Are there figs in Michigan? To tell you the truth I have been in the lower very little.
I came to Kalamazoo to see a girlfriend when I was in college. My second time as an adult. The first time I was in Jackson...holy crap..had a gun pointed at me twice in one week.

I looked out her back window and saw a fox squirrel for the first time. Forester with a minor in wildlife...I didn't even know fox squirrel was a thing. I thought it was a koala bear. The power line could barely hold it.
I was pretty sheltered in the U.P. 
I did get to fish in the lower ...under a dam. It was near a state forest. It was deer season..something like Allegan or something.
I think it was the grand river. I caught the biggest steal head of my life. 13lbs. I had not gotten anything close to that in the western UP rivers that I fished.
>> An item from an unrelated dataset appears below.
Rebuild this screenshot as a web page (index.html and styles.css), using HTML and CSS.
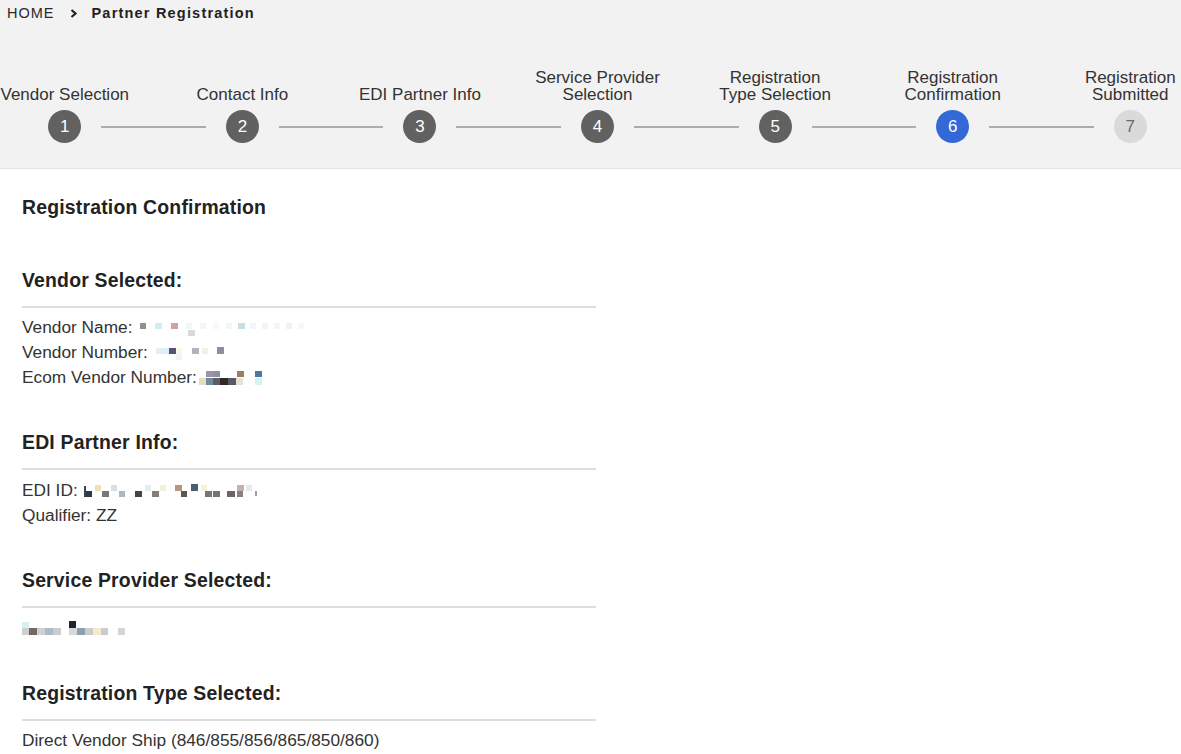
FILE: index.html
```html
<!DOCTYPE html>
<html lang="en">
<head>
<meta charset="utf-8">
<title>Partner Registration</title>
<link rel="stylesheet" href="styles.css">
</head>
<body>
<header class="top-band">
  <nav class="breadcrumb">
    <span class="crumb">HOME</span>
    <svg class="crumb-sep" width="8" height="9" viewBox="0 0 8 9"><polyline points="1.5,1 5.5,4.5 1.5,8" fill="none" stroke="#222" stroke-width="2.2"/></svg>
    <span class="crumb current">Partner Registration</span>
  </nav>
  <ol class="stepper">
    <li class="step done first">
      <span class="step-label">Vendor Selection</span>
      <span class="step-track"><span class="line"></span><span class="dot">1</span><span class="line"></span></span>
    </li>
    <li class="step done">
      <span class="step-label">Contact Info</span>
      <span class="step-track"><span class="line"></span><span class="dot">2</span><span class="line"></span></span>
    </li>
    <li class="step done">
      <span class="step-label">EDI Partner Info</span>
      <span class="step-track"><span class="line"></span><span class="dot">3</span><span class="line"></span></span>
    </li>
    <li class="step done">
      <span class="step-label">Service Provider<br>Selection</span>
      <span class="step-track"><span class="line"></span><span class="dot">4</span><span class="line"></span></span>
    </li>
    <li class="step done">
      <span class="step-label">Registration<br>Type Selection</span>
      <span class="step-track"><span class="line"></span><span class="dot">5</span><span class="line"></span></span>
    </li>
    <li class="step active">
      <span class="step-label">Registration<br>Confirmation</span>
      <span class="step-track"><span class="line"></span><span class="dot">6</span><span class="line"></span></span>
    </li>
    <li class="step todo last">
      <span class="step-label">Registration<br>Submitted</span>
      <span class="step-track"><span class="line"></span><span class="dot">7</span><span class="line"></span></span>
    </li>
  </ol>
</header>

<main class="content">
  <h2 class="page-title">Registration Confirmation</h2>

  <section class="section">
    <h3 class="section-title">Vendor Selected:</h3>
    <div class="section-body">
      <div class="row">Vendor Name: <svg class="redact" width="168" height="16" viewBox="0 0 168 16">
        <rect x="0" y="3" width="6" height="6" fill="#8f8f8f"/>
        <rect x="15" y="3" width="7" height="6" fill="#d3eef3"/>
        <rect x="31" y="3" width="7" height="6" fill="#cfa3a3"/>
        <rect x="46" y="3" width="6" height="6" fill="#eef6f8"/>
        <rect x="48" y="10" width="7" height="6" fill="#d9d9d9"/>
        <rect x="60" y="3" width="6" height="6" fill="#f2f6f8"/>
        <rect x="73" y="3" width="6" height="6" fill="#f4f8fa"/>
        <rect x="86" y="3" width="6" height="6" fill="#f1f5f7"/>
        <rect x="98" y="3" width="7" height="6" fill="#c6dfe2"/>
        <rect x="110" y="3" width="6" height="6" fill="#f0f6f8"/>
        <rect x="122" y="3" width="6" height="6" fill="#eef5f8"/>
        <rect x="134" y="3" width="6" height="6" fill="#f3f7f9"/>
        <rect x="146" y="3" width="6" height="6" fill="#eef4f6"/>
        <rect x="158" y="3" width="6" height="6" fill="#f5f8f9"/>
      </svg></div>
      <div class="row">Vendor Number: <svg class="redact" width="76" height="16" viewBox="0 0 76 16">
        <rect x="0" y="3" width="6" height="6" fill="#e6eef2"/>
        <rect x="6" y="3" width="7" height="6" fill="#d7f1f6"/>
        <rect x="13" y="3" width="7" height="6" fill="#5b5272"/>
        <rect x="20" y="3" width="6" height="6" fill="#fbf7e2"/>
        <rect x="20" y="9" width="6" height="6" fill="#eaf6f8"/>
        <rect x="36" y="3" width="7" height="6" fill="#b6b1bc"/>
        <rect x="46" y="3" width="6" height="6" fill="#f3f0e6"/>
        <rect x="61" y="2" width="7" height="7" fill="#8a90a0"/>
      </svg></div>
      <div class="row">Ecom Vendor Number:<svg class="redact tight" width="70" height="16" viewBox="0 0 70 16">
        <rect x="9" y="1" width="7" height="6" fill="#9c95a4"/>
        <rect x="16" y="1" width="7" height="6" fill="#8d90a0"/>
        <rect x="40" y="1" width="7" height="6" fill="#9c7f62"/>
        <rect x="58" y="1" width="7" height="6" fill="#4a78a2"/>
        <rect x="2" y="8" width="7" height="7" fill="#e9dcc0"/>
        <rect x="9" y="8" width="7" height="7" fill="#6f8a9d"/>
        <rect x="16" y="8" width="7" height="7" fill="#5c5c66"/>
        <rect x="23" y="8" width="8" height="7" fill="#2f2a28"/>
        <rect x="31" y="8" width="8" height="7" fill="#555a66"/>
        <rect x="39" y="8" width="7" height="7" fill="#e5e3cf"/>
        <rect x="58" y="8" width="7" height="7" fill="#d8f3f8"/>
      </svg></div>
    </div>
  </section>

  <section class="section">
    <h3 class="section-title">EDI Partner Info:</h3>
    <div class="section-body">
      <div class="row">EDI ID: <svg class="redact tight" width="184" height="16" viewBox="0 0 184 16">
        <rect x="1" y="4" width="2" height="11" fill="#3a4450"/>
        <rect x="3" y="9" width="6" height="6" fill="#2d3a48"/>
        <rect x="12" y="3" width="6" height="6" fill="#efe1b5"/>
        <rect x="19" y="9" width="7" height="6" fill="#777777"/>
        <rect x="28" y="3" width="6" height="6" fill="#dcdfe0"/>
        <rect x="36" y="9" width="6" height="6" fill="#a9b8c4"/>
        <rect x="52" y="9" width="7" height="6" fill="#4b3f48"/>
        <rect x="62" y="3" width="6" height="6" fill="#e3f0f0"/>
        <rect x="69" y="9" width="7" height="6" fill="#858075"/>
        <rect x="77" y="3" width="6" height="6" fill="#f0f0df"/>
        <rect x="92" y="3" width="7" height="6" fill="#b99680"/>
        <rect x="98" y="9" width="6" height="6" fill="#58584e"/>
        <rect x="108" y="2" width="7" height="7" fill="#4a6072"/>
        <rect x="118" y="3" width="6" height="6" fill="#f8f3d8"/>
        <rect x="122" y="9" width="7" height="6" fill="#777777"/>
        <rect x="130" y="9" width="7" height="6" fill="#7a7470"/>
        <rect x="144" y="9" width="8" height="6" fill="#6e6464"/>
        <rect x="154" y="3" width="7" height="6" fill="#c2b2aa"/>
        <rect x="154" y="9" width="6" height="6" fill="#8a8080"/>
        <rect x="163" y="3" width="6" height="6" fill="#e6eaec"/>
        <rect x="172" y="9" width="2" height="5" fill="#9aa0a8"/>
      </svg></div>
      <div class="row">Qualifier: ZZ</div>
    </div>
  </section>

  <section class="section">
    <h3 class="section-title">Service Provider Selected:</h3>
    <div class="section-body">
      <div class="row"><svg class="redact lead" width="106" height="16" viewBox="0 0 106 16">
        <rect x="0" y="2" width="7" height="6" fill="#d8eef5"/>
        <rect x="0" y="8" width="7" height="7" fill="#cfcfcf"/>
        <rect x="7" y="8" width="8" height="7" fill="#6e6a66"/>
        <rect x="15" y="8" width="8" height="7" fill="#d0d0d0"/>
        <rect x="23" y="8" width="8" height="7" fill="#a8bccc"/>
        <rect x="31" y="8" width="8" height="7" fill="#cccccc"/>
        <rect x="47" y="1" width="7" height="7" fill="#1c2530"/>
        <rect x="47" y="8" width="8" height="7" fill="#d8d8d8"/>
        <rect x="55" y="8" width="8" height="7" fill="#8ca0b0"/>
        <rect x="63" y="8" width="8" height="7" fill="#cccccc"/>
        <rect x="71" y="8" width="8" height="7" fill="#f3eccb"/>
        <rect x="79" y="8" width="7" height="7" fill="#cccccc"/>
        <rect x="96" y="8" width="7" height="7" fill="#d5d5d5"/>
      </svg></div>
    </div>
  </section>

  <section class="section">
    <h3 class="section-title">Registration Type Selected:</h3>
    <div class="section-body">
      <div class="row">Direct Vendor Ship (846/855/856/865/850/860)</div>
    </div>
  </section>
</main>
</body>
</html>
```

FILE: styles.css
```css
* {
  box-sizing: border-box;
}

html, body {
  margin: 0;
  padding: 0;
  background: #ffffff;
}

body {
  font-family: "Liberation Sans", Arial, sans-serif;
  color: #333333;
  overflow: hidden;
  width: 1181px;
  height: 754px;
}

.top-band {
  background: #f2f2f2;
  height: 169px;
  border-bottom: 1px solid #e4e4e4;
  overflow: hidden;
}

.breadcrumb {
  display: flex;
  align-items: center;
  padding: 4px 7px 0;
  height: 22px;
  font-size: 14.5px;
  line-height: 18px;
  letter-spacing: 1px;
  color: #2a2a2a;
}

.crumb-sep {
  display: block;
  margin: 0 14px 0 15px;
}

.crumb.current {
  font-weight: bold;
  letter-spacing: 1.2px;
  color: #222222;
}

.stepper {
  list-style: none;
  margin: 47px 0 0 -24px;
  padding: 0;
  display: flex;
  width: 1243px;
}

.step {
  flex: 1 1 0;
  display: flex;
  flex-direction: column;
  align-items: stretch;
}

.step-label {
  height: 34px;
  display: flex;
  align-items: flex-end;
  justify-content: center;
  text-align: center;
  font-size: 17px;
  line-height: 17px;
  color: #333333;
}

.step-track {
  display: flex;
  align-items: center;
  margin-top: 7px;
}

.line {
  flex: 1 1 0;
  height: 2px;
  background: #abafaa;
}

.line:first-child {
  margin-right: 20px;
}

.line:last-child {
  margin-left: 20px;
}

.first .line:first-child,
.last .line:last-child {
  visibility: hidden;
}

.dot {
  width: 33px;
  height: 33px;
  border-radius: 50%;
  display: flex;
  align-items: center;
  justify-content: center;
  font-size: 17px;
  color: #ffffff;
  background: #616161;
  flex: none;
}

.active .dot {
  background: #3369d6;
}

.todo .dot {
  background: #dadada;
  color: #6b6b6b;
}

.content {
  padding: 26.5px 22px 0;
}

.page-title {
  margin: 0 0 50px;
  font-size: 19.4px;
  line-height: 23px;
  font-weight: bold;
  color: #222222;
  letter-spacing: 0.2px;
}

.section {
  width: 574px;
  margin-bottom: 41.3px;
}

.section:last-child {
  margin-bottom: 0;
}

.section-title {
  margin: 0 0 7.5px;
  padding-bottom: 14px;
  border-bottom: 2px solid #dedede;
  font-size: 19.4px;
  line-height: 23px;
  font-weight: bold;
  color: #222222;
  letter-spacing: 0.2px;
}

.section-body {
  font-size: 17.3px;
  line-height: 25px;
  color: #333333;
}

.row {
  display: flex;
  align-items: center;
  white-space: pre;
  height: 25px;
}

.redact {
  display: block;
  margin-left: 3px;
}

.redact.tight {
  margin-left: 0;
}

.redact.lead {
  margin-left: 0;
}
```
My Uncle is Tom Rozich. He was a fish biologist for the MI DNR. He always slayed fish down state and really talked it up. I always thought the UP had better fish. I was wrong.


----------



## PunyTrout (Mar 23, 2007)

I just scored a couple of cases of the often elusive wide mouth Ball pint-and-a-half jars. Should be fun filling them up this fall with salsa or jam.


----------



## RS1983 (Mar 16, 2009)

I tried owning a "Chicago Fig" that was supposed to be cold hardy. I did get it to fruit once but it wasn't sweet.


----------



## Mr.Tim (6 mo ago)

Dirty Sanchez said:


> One step further...pectin is expensive and easy to screw up. Or at least is is for me.


It's not just you, I find pectin extremely rough to work with


----------



## MSUICEMAN (Jan 9, 2002)

man, my wife would kill for a fig tree. unfortunately, being in MI its not in the stars. maybe if we buy a place more south. she used to eat homegrown figs in greece.


----------